The deal also lands in the middle of a global race over nuclear technology influence. China and Russia are aggressively marketing their own reactor designs and financing packages to emerging economies, often bundling nuclear deals with broader security and infrastructure agreements. A successful Japanese-Rolls-Royce SMR rollout would give Western-aligned suppliers a higher-profile alternative, potentially reshaping who controls long-term fuel contracts, technology standards, and regulatory norms. Financial institutions and export-credit agencies will watch whether this project de-risks SMR investment or exposes unresolved cost and schedule pitfalls.

The open questions are substantial. SMR technology remains unproven at commercial scale; no fleet of such reactors is yet operating in an advanced economy under the kind of regulatory and safety scrutiny Japan will apply. Cost estimates vary widely, and a history of overruns in nuclear construction looms over any new promises of “on-time, on-budget” delivery. Domestic political acceptance, especially in regions designated as host sites, will likely prove as decisive as engineering breakthroughs. Tokyo will have to navigate local referendums, environmental assessments, and the scrutiny of a public that has forced nuclear restarts to move slowly in the past decade.

If Japan and Rolls-Royce manage to deliver their first SMR on schedule and with strong safety performance, the payoff could be meaningful. Utilities would gain a template for replacing aging thermal plants without relying solely on intermittently available renewables. Municipalities could leverage SMRs to support industrial clusters or hydrogen production with low-carbon power. Internationally, the project could unlock a pipeline of export deals that give allied countries an alternative to Chinese or Russian-built reactors — with long-term implications for fuel-cycle politics and nuclear nonproliferation regimes.

## Key Takeaways
- Japan has signed a nuclear deal with Rolls-Royce to deploy small modular reactor technology domestically.
- The agreement marks one of Tokyo’s clearest commitments to new nuclear capacity since Fukushima.
- Local communities will face renewed debates over safety, siting, and economic benefits as potential host regions are identified.
- Strategically, the deal aims to reduce Japan’s dependence on imported fossil fuels and strengthen energy security while decarbonizing.
- A successful rollout would boost Western SMR suppliers in a global race against Chinese and Russian nuclear exports.

## Outlook & Way Forward
In the coming months, attention will shift to where Japan intends to site its first SMRs, how it structures the regulatory approvals, and what financial model underpins the projects. Transparent timelines and cost-sharing arrangements between the government, utilities, and Rolls-Royce will be critical to convincing a wary public and skeptical investors that this is more than an expensive experiment.
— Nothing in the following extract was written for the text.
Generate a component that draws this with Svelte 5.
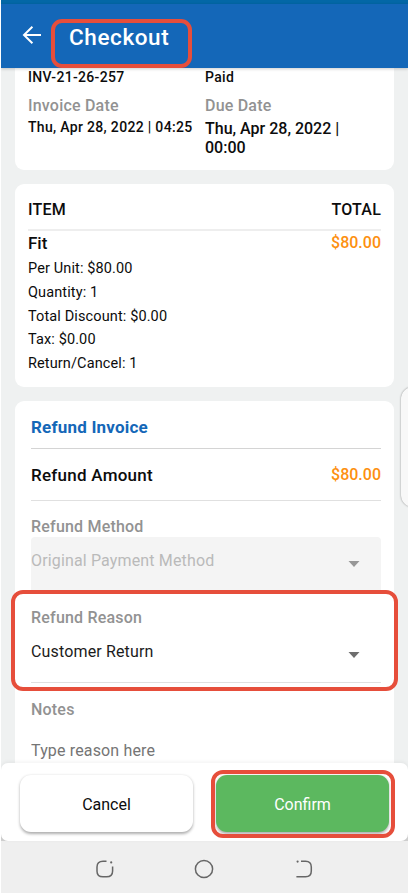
<script>
	const details = [
		"Per Unit: $80.00",
		"Quantity: 1",
		"Total Discount: $0.00",
		"Tax: $0.00",
		"Return/Cancel: 1"
	];

	let refundMethod = "Original Payment Method";
	let refundReason = "Customer Return";
	let notes = "";
</script>

<div class="screen">
	<div class="status-strip"></div>
	<header class="app-bar">
		<svg class="back" width="20" height="20" viewBox="0 0 20 20">
			<path d="M19 10H2M10.4 1.8L2 10l8.4 8.2" fill="none" stroke="#fff" stroke-width="2" />
		</svg>
		<h1>Checkout</h1>
		<span class="highlight highlight-title"></span>
	</header>

	<main class="content">
		<section class="card invoice">
			<div class="col">
				<p class="value small first">INV-21-26-257</p>
				<p class="label">Invoice Date</p>
				<p class="value small date">Thu, Apr 28, 2022 | 04:25</p>
			</div>
			<div class="col">
				<p class="value small first paid">Paid</p>
				<p class="label">Due Date</p>
				<p class="value due">Thu, Apr 28, 2022 | 00:00</p>
			</div>
		</section>

		<section class="card items">
			<div class="row items-head">
				<span>ITEM</span>
				<span class="total">TOTAL</span>
			</div>
			<div class="row item-name">
				<span>Fit</span>
				<span class="price">$80.00</span>
			</div>
			{#each details as line}
				<p class="detail">{line}</p>
			{/each}
		</section>

		<section class="card refund">
			<h2>Refund Invoice</h2>
			<div class="row amount">
				<span>Refund Amount</span>
				<span class="price">$80.00</span>
			</div>

			<p class="field-label">Refund Method</p>
			<div class="select disabled">
				<span class="method">{refundMethod}</span>
				<svg class="caret" width="12" height="6" viewBox="0 0 12 6"><path d="M0.5 0h11L6 6z" /></svg>
			</div>

			<div class="reason-group">
				<p class="field-label">Refund Reason</p>
				<div class="select">
					<span class="reason">{refundReason}</span>
					<svg class="caret" width="12" height="6" viewBox="0 0 12 6"><path d="M0.5 0h11L6 6z" /></svg>
				</div>
				<span class="highlight highlight-reason"></span>
			</div>

			<p class="field-label notes-label">Notes</p>
			<input class="notes" placeholder="Type reason here" bind:value={notes} />
		</section>
		<div class="edge-handle"></div>
	</main>

	<footer class="actions">
		<div class="actions-inner">
			<button class="btn cancel">Cancel</button>
			<div class="confirm-wrap">
				<button class="btn confirm">Confirm</button>
				<span class="highlight highlight-confirm"></span>
			</div>
		</div>
	</footer>

	<nav class="system-nav">
		<svg width="20" height="20" viewBox="0 0 20 20">
			<path d="M11.5 2.2H8Q2 2.2 2 8v4.2Q2 17.8 8 17.8h3.6Q17.6 17.8 17.6 12V7.5" />
			<circle class="dot" cx="16.2" cy="3.4" r="1.1" />
		</svg>
		<svg width="20" height="20" viewBox="0 0 20 20">
			<circle cx="10" cy="10" r="8.6" />
		</svg>
		<svg width="20" height="20" viewBox="0 0 20 20">
			<path d="M7 2.2h4.6Q17.3 2.2 17.3 8v4Q17.3 17.7 11.6 17.7H2.4" />
			<circle class="dot" cx="3.6" cy="2.6" r="1.1" />
		</svg>
	</nav>
</div>

<style>
	:global(body) {
		background: #fff;
		overflow: hidden;
	}

	.screen {
		display: flex;
		flex-direction: column;
		width: 407px;
		height: 893px;
		margin-left: 1px;
		overflow: hidden;
		background: #eff1f1;
		font-family: Roboto, "Liberation Sans", sans-serif;
		color: #0c0c0c;
	}

	p,
	h1,
	h2 {
		margin: 0;
	}

	/* Header */
	.status-strip {
		height: 4px;
		flex: none;
		background: #0367a6;
	}

	.app-bar {
		position: relative;
		z-index: 2;
		display: flex;
		flex: none;
		align-items: center;
		box-sizing: border-box;
		height: 64px;
		padding: 0 21px;
		background: #1467b8;
		box-shadow: 0 1px 3px rgba(0, 0, 0, 0.2);
	}

	.back {
		margin-bottom: 2px;
	}

	h1 {
		margin: 1px 0 0 27px;
		font-size: 22.5px;
		line-height: 28px;
		font-weight: 500;
		letter-spacing: 0.6px;
		color: #fff;
	}

	/* Red callout frames */
	.highlight {
		position: absolute;
		box-sizing: border-box;
		border: 4px solid #e64e3b;
		border-radius: 12px;
		pointer-events: none;
	}

	.highlight-title {
		left: 50px;
		top: 15px;
		width: 141px;
		height: 49px;
		border-radius: 11px;
	}

	.highlight-reason {
		left: -20px;
		top: -2px;
		width: 387px;
		height: 101px;
	}

	.highlight-confirm {
		left: -5px;
		top: -5px;
		width: 184px;
		height: 68px;
	}

	/* Cards */
	.content {
		position: relative;
		display: flex;
		flex: none;
		flex-direction: column;
		gap: 14px;
		height: 695px;
		padding: 0 14px;
	}

	.card {
		box-sizing: border-box;
		width: 379px;
		flex: none;
		padding: 0 13px;
		border-radius: 9px;
		background: #fff;
	}

	.row {
		display: flex;
		justify-content: space-between;
	}

	.price {
		font-weight: 500;
		color: #fd900f;
		letter-spacing: 0;
	}

	.invoice {
		display: grid;
		grid-template-columns: 177px 1fr;
		height: 102px;
		border-radius: 0 0 9px 9px;
	}

	.value {
		font-size: 16px;
		line-height: 19px;
		font-weight: 500;
	}

	.value.small {
		font-size: 14px;
		letter-spacing: 0.32px;
		white-space: nowrap;
	}

	.value.first {
		line-height: 18px;
	}

	.label {
		margin: 11px 0 3px;
		font-size: 16px;
		line-height: 18px;
		font-weight: 500;
		letter-spacing: 0.2px;
		color: #929292;
	}

	.due {
		width: 145px;
		padding-top: 1px;
	}

	.items {
		height: 203px;
		padding-top: 14px;
	}

	.items-head {
		padding-bottom: 7px;
		border-bottom: 2px solid #eee;
		font-size: 16px;
		line-height: 24px;
		font-weight: 500;
		letter-spacing: 0.2px;
	}

	.item-name {
		font-size: 17px;
		line-height: 25px;
		font-weight: 500;
	}

	.item-name .price {
		font-size: 16px;
		line-height: 23px;
	}

	.detail {
		position: relative;
		top: 1px;
		font-size: 14.5px;
		line-height: 23.8px;
		letter-spacing: 0.12px;
	}

	.refund {
		height: 362px;
		padding: 6px 13px 0 16px;
		border-radius: 9px 9px 0 0;
	}

	h2 {
		border-bottom: 1px solid #d4d4d4;
		font-size: 17px;
		line-height: 41px;
		font-weight: 700;
		letter-spacing: 0.2px;
		color: #1467b8;
	}

	.amount {
		padding-top: 1px;
		border-bottom: 1px solid #e0e0e0;
		font-size: 17px;
		line-height: 50px;
		font-weight: 500;
		letter-spacing: 0.25px;
	}

	.amount .price {
		font-size: 16px;
		letter-spacing: 0;
	}

	.field-label {
		padding-top: 15px;
		font-size: 16px;
		line-height: 21px;
		font-weight: 500;
		letter-spacing: 0.2px;
		color: #929292;
	}

	.select {
		display: flex;
		justify-content: space-between;
		box-sizing: border-box;
		height: 55px;
		padding-right: 21px;
		border-bottom: 1px solid #e0e0e0;
		font-size: 16px;
		line-height: 47px;
		letter-spacing: 0.15px;
		color: #1c1c1c;
	}

	.select.disabled {
		border-bottom: 0;
		border-radius: 4px 4px 0 0;
		background: #f4f4f4;
		color: #bababa;
	}

	.caret {
		margin-top: 24px;
		fill: #6e6e6e;
	}

	.disabled .caret {
		fill: #979797;
	}

	.reason-group {
		position: relative;
	}

	.notes-label {
		padding-top: 16px;
	}

	.notes {
		display: block;
		box-sizing: border-box;
		width: 100%;
		height: 40px;
		margin-top: 10px;
		padding: 0;
		border: 0;
		outline: 0;
		background: none;
		font: 16px Roboto, sans-serif;
		letter-spacing: 0.15px;
		color: #1c1c1c;
	}

	.notes::placeholder {
		color: #757575;
		opacity: 1;
	}

	/* Side panel handle peeking in from the right edge */
	.edge-handle {
		position: absolute;
		left: 400px;
		top: 319px;
		width: 24px;
		height: 120px;
		border-radius: 12px;
		background: #f8f8f8;
		box-shadow: 0 0 2px rgba(0, 0, 0, 0.45);
	}

	/* Bottom buttons */
	.actions {
		position: relative;
		z-index: 1;
		flex: none;
		height: 78px;
		background: linear-gradient(#eff1f1 50%, #cfcfcf 50%);
	}

	.actions-inner {
		display: flex;
		gap: 23px;
		box-sizing: border-box;
		height: 78px;
		padding: 12px 19px 9px;
		border-radius: 7px;
		background: #fff;
		box-shadow: 0 -1px 4px rgba(0, 0, 0, 0.06);
	}

	.btn {
		display: block;
		width: 173px;
		height: 57px;
		padding: 2px 0 0;
		border: 0;
		border-radius: 11px;
		font: 16px Roboto, sans-serif;
		background: #fff;
		color: #0c0c0c;
		box-shadow: 0 1.5px 3px rgba(0, 0, 0, 0.32);
	}

	.confirm-wrap {
		position: relative;
	}

	.confirm {
		background: #5cb85f;
		color: #fff;
	}

	.system-nav {
		display: flex;
		flex: none;
		justify-content: center;
		gap: 79.5px;
		box-sizing: border-box;
		height: 52px;
		padding: 18px 1px 0 0;
		background: #efefef;
	}

	.system-nav svg {
		fill: none;
		stroke: #666;
		stroke-width: 1.5;
	}

	.system-nav .dot {
		fill: #666;
		stroke: none;
	}
</style>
Internationally, other countries considering SMRs will treat Japan as a bellwether. If Tokyo can align safety regulators, local governments, and industry around a concrete project, it could accelerate SMR uptake across allied economies and tighten a Western-led ecosystem of suppliers and standards. If, instead, the program stalls in local opposition or cost blowouts, it will hand ammunition to critics who argue that nuclear — new or old — is too slow and politically fraught to anchor the energy transition. Either way, the deal ensures that Japan’s nuclear debate is no longer about whether to restart the past, but how to build the future.